Questa parabola, oggi, ha molta importanza anche sotto il profilo sociale. Il Signore non sopporta che esistano delle persone disoccupate. "Perché ve ne state qui tutto il giorno senza far niente?" Nella "Caritas in veritate" di Benedetto XVI viene ricordato il valore del "lavoro per tutti" La dignità della persona e le esigenze della giustizia richiedono che, soprattutto oggi, le scelte economiche non facciano aumentare in modo eccessivo e moralmente inaccettabile le differenze di ricchezza (83) e che si continui a perseguire quale priorità l'obiettivo dell'accesso al lavoro o del suo mantenimento, per tutti (32)."

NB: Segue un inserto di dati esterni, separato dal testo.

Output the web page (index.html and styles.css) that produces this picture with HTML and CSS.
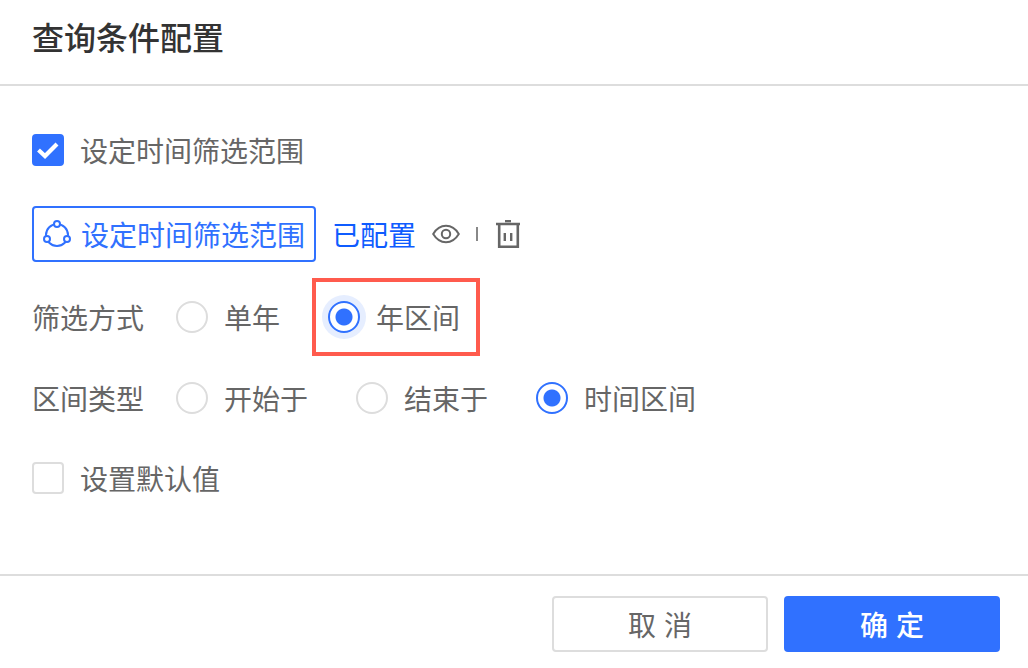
FILE: index.html
```html
<!DOCTYPE html>
<html>
<head>
  <meta charset="UTF-8">
  <title>查询条件配置</title>
  <link rel="stylesheet" href="styles.css">
</head>
<body>
<div class="dialog">
  <div class="dialog-head">查询条件配置</div>
  <div class="dialog-body">
    <div class="row row-check1">
      <span class="check checked">
        <svg width="22" height="18" viewBox="0 0 22 18"><path d="M1.500 9l6.500 6L20 3" fill="none" stroke="#fff" stroke-width="4.200"/></svg>
      </span>
      <span class="check-text">设定时间筛选范围</span>
    </div>
    <div class="row row-config">
      <div class="config-btn">
        <svg width="30" height="30" viewBox="0 0 30 30" fill="#fff" stroke="#3071ff" stroke-width="2">
          <circle cx="14" cy="16" r="11"/>
          <circle cx="14" cy="5" r="3"/>
          <circle cx="4" cy="20" r="3"/>
          <circle cx="24" cy="20" r="3"/>
        </svg>
        <span>设定时间筛选范围</span>
      </div>
      <span class="config-done">已配置</span>
      <svg class="eye" width="28" height="20" viewBox="0 0 28 20" fill="none" stroke="#666" stroke-width="2">
        <path d="M1.200 10C4.500 4.500 9 1.800 14 1.800S23.500 4.500 26.800 10C23.500 15.500 19 18.200 14 18.200S4.500 15.500 1.200 10Z"/>
        <circle cx="14" cy="10" r="4.200"/>
      </svg>
      <span class="sep"></span>
      <svg class="trash" width="24" height="28" viewBox="0 0 24 28" fill="none" stroke="#666">
        <path d="M0 4H24M9 1H15" stroke-width="2.400"/>
        <path d="M3.200 4V26.700H21.800V4" stroke-width="2.600"/>
        <path d="M8.800 13V21M15.200 13V21" stroke-width="2.400"/>
      </svg>
    </div>
    <div class="row row-mode">
      <span class="field-label">筛选方式</span>
      <label class="radio-item"><span class="radio"></span>单年</label>
      <label class="radio-item marked"><span class="radio on halo"></span>年区间</label>
    </div>
    <div class="row row-range">
      <span class="field-label">区间类型</span>
      <label class="radio-item wide"><span class="radio"></span>开始于</label>
      <label class="radio-item wide"><span class="radio"></span>结束于</label>
      <label class="radio-item"><span class="radio on"></span>时间区间</label>
    </div>
    <div class="row row-check2">
      <span class="check"></span>
      <span class="check-text">设置默认值</span>
    </div>
  </div>
  <div class="dialog-foot">
    <div class="btn btn-cancel">取 消</div>
    <div class="btn btn-ok">确 定</div>
  </div>
</div>
</body>
</html>
```

FILE: styles.css
```css
* {
  box-sizing: border-box;
}

body {
  margin: 0;
  background-color: #ffffff;
  color: #666666;
  font-family: "Liberation Sans", "Noto Sans CJK SC", sans-serif;
  font-size: 28px;
}

.dialog {
  width: 1028px;
  height: 668px;
}

.dialog-head {
  height: 86px;
  padding: 0 32px 12px;
  border-bottom: 2px solid #dddddd;
  display: flex;
  align-items: center;
  color: #333333;
  font-size: 32px;
  font-weight: 500;
}

.dialog-body {
  height: 488px;
  padding: 48px 28px 0 32px;
}

.row {
  display: flex;
  align-items: center;
}

.row-check1 {
  height: 32px;
}

.row-config {
  height: 56px;
  margin-top: 40px;
}

.row-mode {
  height: 78px;
  margin-top: 16px;
}

.row-range {
  height: 40px;
  margin-top: 22px;
}

.row-check2 {
  height: 32px;
  margin-top: 44px;
}

.check {
  width: 32px;
  height: 32px;
  border: 2px solid #dddddd;
  border-radius: 4px;
  display: flex;
  align-items: center;
  justify-content: center;
}

.check.checked {
  border-color: #3071ff;
  background-color: #3071ff;
}

.check-text {
  margin-left: 16px;
}

.config-btn {
  width: 284px;
  height: 56px;
  padding-left: 9px;
  border: 2px solid #3071ff;
  border-radius: 4px;
  display: flex;
  align-items: center;
  color: #3071ff;
}

.config-btn span {
  margin-left: 8px;
  white-space: nowrap;
}

.config-done {
  margin-left: 16px;
  color: #0f5cff;
}

.eye {
  margin-left: 16px;
}

.sep {
  width: 2px;
  height: 14px;
  margin-left: 16px;
  background-color: #888888;
}

.trash {
  margin-left: 18px;
}

.field-label {
  width: 144px;
}

.radio-item {
  display: flex;
  align-items: center;
}

.radio-item.wide {
  margin-right: 48px;
}

.radio {
  width: 32px;
  height: 32px;
  margin-right: 16px;
  border: 2px solid #dddddd;
  border-radius: 50%;
  flex: none;
}

.radio.on {
  border-color: #3071ff;
  background: radial-gradient(circle, #3071ff 0, #3071ff 8px, #ffffff 9px);
}

.radio.halo {
  box-shadow: 0 0 0 6px #e6eeff;
}

.marked {
  height: 78px;
  margin-left: 32px;
  padding: 0 16px 0 12px;
  border: 4px solid #ff5b4d;
}

.dialog-foot {
  height: 94px;
  padding: 20px 28px 0 0;
  border-top: 2px solid #dddddd;
  display: flex;
  justify-content: flex-end;
  gap: 16px;
}

.btn {
  width: 216px;
  height: 56px;
  border-radius: 4px;
  display: flex;
  align-items: center;
  justify-content: center;
  white-space: pre;
}

.btn-cancel {
  border: 2px solid #dddddd;
}

.btn-ok {
  background-color: #3071ff;
  color: #ffffff;
  font-weight: 500;
}
```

Dovremmo capire che, in tempo di crisi, il problema fondamentale è la scuola a cui segue l'apprendistato e quindi il lavoro. E proprio in questo tempo ci sono molte realtà che hanno bisogno di interventi della comunità e che non ci si possono affidare ai privati, salvo una organizzazione coerente del terzo settore, verificato e controllato. Quanti servizi alla persona e quanti lavori di manutenzione, di ricostruzione, di prevenzione per terremoti, frane e alluvioni e quanta politica ambientale hanno bisogno di interventi pubblici oltre all'attenzione e all'educazione dei cittadini!
Ma questo è possibile se tutti pagassero, proporzionalmente, le tasse. Così come non si spreca il danaro e ci si deve fare un punto di onore sacrosanto utilizzarlo "per il bene comune".